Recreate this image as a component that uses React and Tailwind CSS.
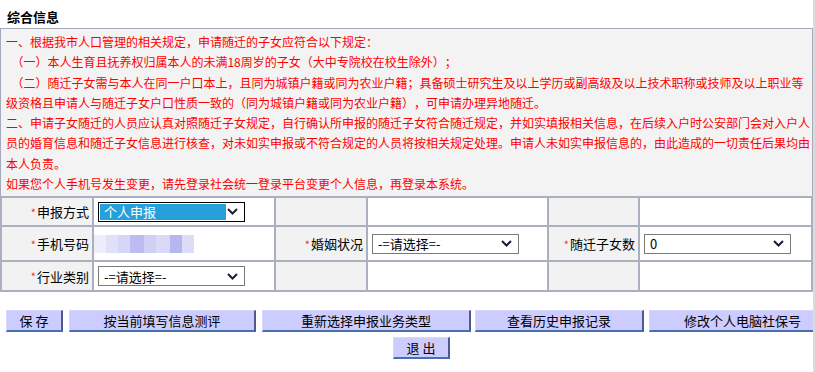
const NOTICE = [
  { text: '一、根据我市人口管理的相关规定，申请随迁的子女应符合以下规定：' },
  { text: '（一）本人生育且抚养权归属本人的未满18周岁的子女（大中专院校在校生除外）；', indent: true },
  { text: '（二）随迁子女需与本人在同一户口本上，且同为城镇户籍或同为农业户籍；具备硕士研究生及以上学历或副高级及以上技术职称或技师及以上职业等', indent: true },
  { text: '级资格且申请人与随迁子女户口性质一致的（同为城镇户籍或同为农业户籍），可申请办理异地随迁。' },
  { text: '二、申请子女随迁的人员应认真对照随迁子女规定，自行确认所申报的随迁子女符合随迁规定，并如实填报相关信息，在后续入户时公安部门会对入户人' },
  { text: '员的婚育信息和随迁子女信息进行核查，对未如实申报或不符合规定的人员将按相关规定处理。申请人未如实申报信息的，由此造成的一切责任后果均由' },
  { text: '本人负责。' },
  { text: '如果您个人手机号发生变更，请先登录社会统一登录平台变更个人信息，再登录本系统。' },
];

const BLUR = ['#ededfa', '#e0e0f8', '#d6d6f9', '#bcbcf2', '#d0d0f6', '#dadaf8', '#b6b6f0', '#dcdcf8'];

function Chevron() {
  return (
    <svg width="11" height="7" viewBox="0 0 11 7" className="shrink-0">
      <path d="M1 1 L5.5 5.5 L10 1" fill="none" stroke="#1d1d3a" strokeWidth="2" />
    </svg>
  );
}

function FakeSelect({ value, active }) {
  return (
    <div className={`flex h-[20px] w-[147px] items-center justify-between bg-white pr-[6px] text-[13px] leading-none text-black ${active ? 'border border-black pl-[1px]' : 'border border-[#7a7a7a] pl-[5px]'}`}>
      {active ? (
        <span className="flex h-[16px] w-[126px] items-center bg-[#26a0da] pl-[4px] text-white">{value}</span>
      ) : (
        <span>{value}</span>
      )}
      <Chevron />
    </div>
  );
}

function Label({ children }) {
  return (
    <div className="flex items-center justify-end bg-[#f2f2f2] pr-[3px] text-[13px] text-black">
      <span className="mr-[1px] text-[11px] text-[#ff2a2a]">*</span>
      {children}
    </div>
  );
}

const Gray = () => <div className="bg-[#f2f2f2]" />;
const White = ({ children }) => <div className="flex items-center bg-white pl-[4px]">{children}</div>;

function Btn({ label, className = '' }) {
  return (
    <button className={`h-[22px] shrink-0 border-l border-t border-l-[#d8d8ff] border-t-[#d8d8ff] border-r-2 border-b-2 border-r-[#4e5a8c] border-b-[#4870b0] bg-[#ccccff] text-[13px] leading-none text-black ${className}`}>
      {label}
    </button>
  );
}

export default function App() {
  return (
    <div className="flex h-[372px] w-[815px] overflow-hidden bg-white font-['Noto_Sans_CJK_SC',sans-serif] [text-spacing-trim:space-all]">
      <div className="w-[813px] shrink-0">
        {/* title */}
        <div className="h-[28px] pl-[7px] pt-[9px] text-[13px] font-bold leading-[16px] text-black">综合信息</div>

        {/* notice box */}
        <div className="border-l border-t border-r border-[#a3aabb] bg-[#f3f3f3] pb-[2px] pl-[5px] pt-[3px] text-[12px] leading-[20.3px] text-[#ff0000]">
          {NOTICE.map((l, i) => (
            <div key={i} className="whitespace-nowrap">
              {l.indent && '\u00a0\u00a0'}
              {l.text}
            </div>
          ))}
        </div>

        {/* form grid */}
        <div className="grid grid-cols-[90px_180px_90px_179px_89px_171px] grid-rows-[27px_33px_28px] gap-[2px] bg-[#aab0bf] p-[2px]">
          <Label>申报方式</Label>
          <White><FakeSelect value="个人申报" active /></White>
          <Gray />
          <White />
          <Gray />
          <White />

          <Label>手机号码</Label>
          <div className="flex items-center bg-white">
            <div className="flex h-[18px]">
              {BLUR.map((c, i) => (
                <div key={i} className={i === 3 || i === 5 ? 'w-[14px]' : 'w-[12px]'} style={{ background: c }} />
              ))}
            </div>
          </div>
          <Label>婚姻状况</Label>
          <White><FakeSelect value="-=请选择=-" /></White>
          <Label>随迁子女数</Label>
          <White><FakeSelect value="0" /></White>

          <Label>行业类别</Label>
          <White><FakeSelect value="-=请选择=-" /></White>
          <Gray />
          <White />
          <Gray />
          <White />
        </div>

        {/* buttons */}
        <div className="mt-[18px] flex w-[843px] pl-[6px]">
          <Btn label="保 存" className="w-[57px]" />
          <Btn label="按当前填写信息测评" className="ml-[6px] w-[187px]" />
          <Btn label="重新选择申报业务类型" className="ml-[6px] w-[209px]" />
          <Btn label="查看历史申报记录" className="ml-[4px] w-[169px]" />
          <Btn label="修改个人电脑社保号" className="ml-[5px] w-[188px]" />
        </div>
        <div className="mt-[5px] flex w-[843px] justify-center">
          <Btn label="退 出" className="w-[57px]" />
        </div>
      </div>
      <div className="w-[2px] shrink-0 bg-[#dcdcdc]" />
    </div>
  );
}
^^^^^^^^^^^^^^^^
--- Instructions for the task ---
Transcribe the material as is, with images omitted.

--- Solution to the exercise ---
Recreate this image as a component that uses React and Tailwind CSS.
const NOTICE = [
  { text: '一、根据我市人口管理的相关规定，申请随迁的子女应符合以下规定：' },
  { text: '（一）本人生育且抚养权归属本人的未满18周岁的子女（大中专院校在校生除外）；', indent: true },
  { text: '（二）随迁子女需与本人在同一户口本上，且同为城镇户籍或同为农业户籍；具备硕士研究生及以上学历或副高级及以上技术职称或技师及以上职业等', indent: true },
  { text: '级资格且申请人与随迁子女户口性质一致的（同为城镇户籍或同为农业户籍），可申请办理异地随迁。' },
  { text: '二、申请子女随迁的人员应认真对照随迁子女规定，自行确认所申报的随迁子女符合随迁规定，并如实填报相关信息，在后续入户时公安部门会对入户人' },
  { text: '员的婚育信息和随迁子女信息进行核查，对未如实申报或不符合规定的人员将按相关规定处理。申请人未如实申报信息的，由此造成的一切责任后果均由' },
  { text: '本人负责。' },
  { text: '如果您个人手机号发生变更，请先登录社会统一登录平台变更个人信息，再登录本系统。' },
];

const BLUR = ['#ededfa', '#e0e0f8', '#d6d6f9', '#bcbcf2', '#d0d0f6', '#dadaf8', '#b6b6f0', '#dcdcf8'];

function Chevron() {
  return (
    <svg width="11" height="7" viewBox="0 0 11 7" className="shrink-0">
      <path d="M1 1 L5.5 5.5 L10 1" fill="none" stroke="#1d1d3a" strokeWidth="2" />
    </svg>
  );
}

function FakeSelect({ value, active }) {
  return (
    <div className={`flex h-[20px] w-[147px] items-center justify-between bg-white pr-[6px] text-[13px] leading-none text-black ${active ? 'border border-black pl-[1px]' : 'border border-[#7a7a7a] pl-[5px]'}`}>
      {active ? (
        <span className="flex h-[16px] w-[126px] items-center bg-[#26a0da] pl-[4px] text-white">{value}</span>
      ) : (
        <span>{value}</span>
      )}
      <Chevron />
    </div>
  );
}

function Label({ children }) {
  return (
    <div className="flex items-center justify-end bg-[#f2f2f2] pr-[3px] text-[13px] text-black">
      <span className="mr-[1px] text-[11px] text-[#ff2a2a]">*</span>
      {children}
    </div>
  );
}

const Gray = () => <div className="bg-[#f2f2f2]" />;
const White = ({ children }) => <div className="flex items-center bg-white pl-[4px]">{children}</div>;

function Btn({ label, className = '' }) {
  return (
    <button className={`h-[22px] shrink-0 border-l border-t border-l-[#d8d8ff] border-t-[#d8d8ff] border-r-2 border-b-2 border-r-[#4e5a8c] border-b-[#4870b0] bg-[#ccccff] text-[13px] leading-none text-black ${className}`}>
      {label}
    </button>
  );
}

export default function App() {
  return (
    <div className="flex h-[372px] w-[815px] overflow-hidden bg-white font-['Noto_Sans_CJK_SC',sans-serif] [text-spacing-trim:space-all]">
      <div className="w-[813px] shrink-0">
        {/* title */}
        <div className="h-[28px] pl-[7px] pt-[9px] text-[13px] font-bold leading-[16px] text-black">综合信息</div>

        {/* notice box */}
        <div className="border-l border-t border-r border-[#a3aabb] bg-[#f3f3f3] pb-[2px] pl-[5px] pt-[3px] text-[12px] leading-[20.3px] text-[#ff0000]">
          {NOTICE.map((l, i) => (
            <div key={i} className="whitespace-nowrap">
              {l.indent && '\u00a0\u00a0'}
              {l.text}
            </div>
          ))}
        </div>

        {/* form grid */}
        <div className="grid grid-cols-[90px_180px_90px_179px_89px_171px] grid-rows-[27px_33px_28px] gap-[2px] bg-[#aab0bf] p-[2px]">
          <Label>申报方式</Label>
          <White><FakeSelect value="个人申报" active /></White>
          <Gray />
          <White />
          <Gray />
          <White />

          <Label>手机号码</Label>
          <div className="flex items-center bg-white">
            <div className="flex h-[18px]">
              {BLUR.map((c, i) => (
                <div key={i} className={i === 3 || i === 5 ? 'w-[14px]' : 'w-[12px]'} style={{ background: c }} />
              ))}
            </div>
          </div>
          <Label>婚姻状况</Label>
          <White><FakeSelect value="-=请选择=-" /></White>
          <Label>随迁子女数</Label>
          <White><FakeSelect value="0" /></White>

          <Label>行业类别</Label>
          <White><FakeSelect value="-=请选择=-" /></White>
          <Gray />
          <White />
          <Gray />
          <White />
        </div>

        {/* buttons */}
        <div className="mt-[18px] flex w-[843px] pl-[6px]">
          <Btn label="保 存" className="w-[57px]" />
          <Btn label="按当前填写信息测评" className="ml-[6px] w-[187px]" />
          <Btn label="重新选择申报业务类型" className="ml-[6px] w-[209px]" />
          <Btn label="查看历史申报记录" className="ml-[4px] w-[169px]" />
          <Btn label="修改个人电脑社保号" className="ml-[5px] w-[188px]" />
        </div>
        <div className="mt-[5px] flex w-[843px] justify-center">
          <Btn label="退 出" className="w-[57px]" />
        </div>
      </div>
      <div className="w-[2px] shrink-0 bg-[#dcdcdc]" />
    </div>
  );
}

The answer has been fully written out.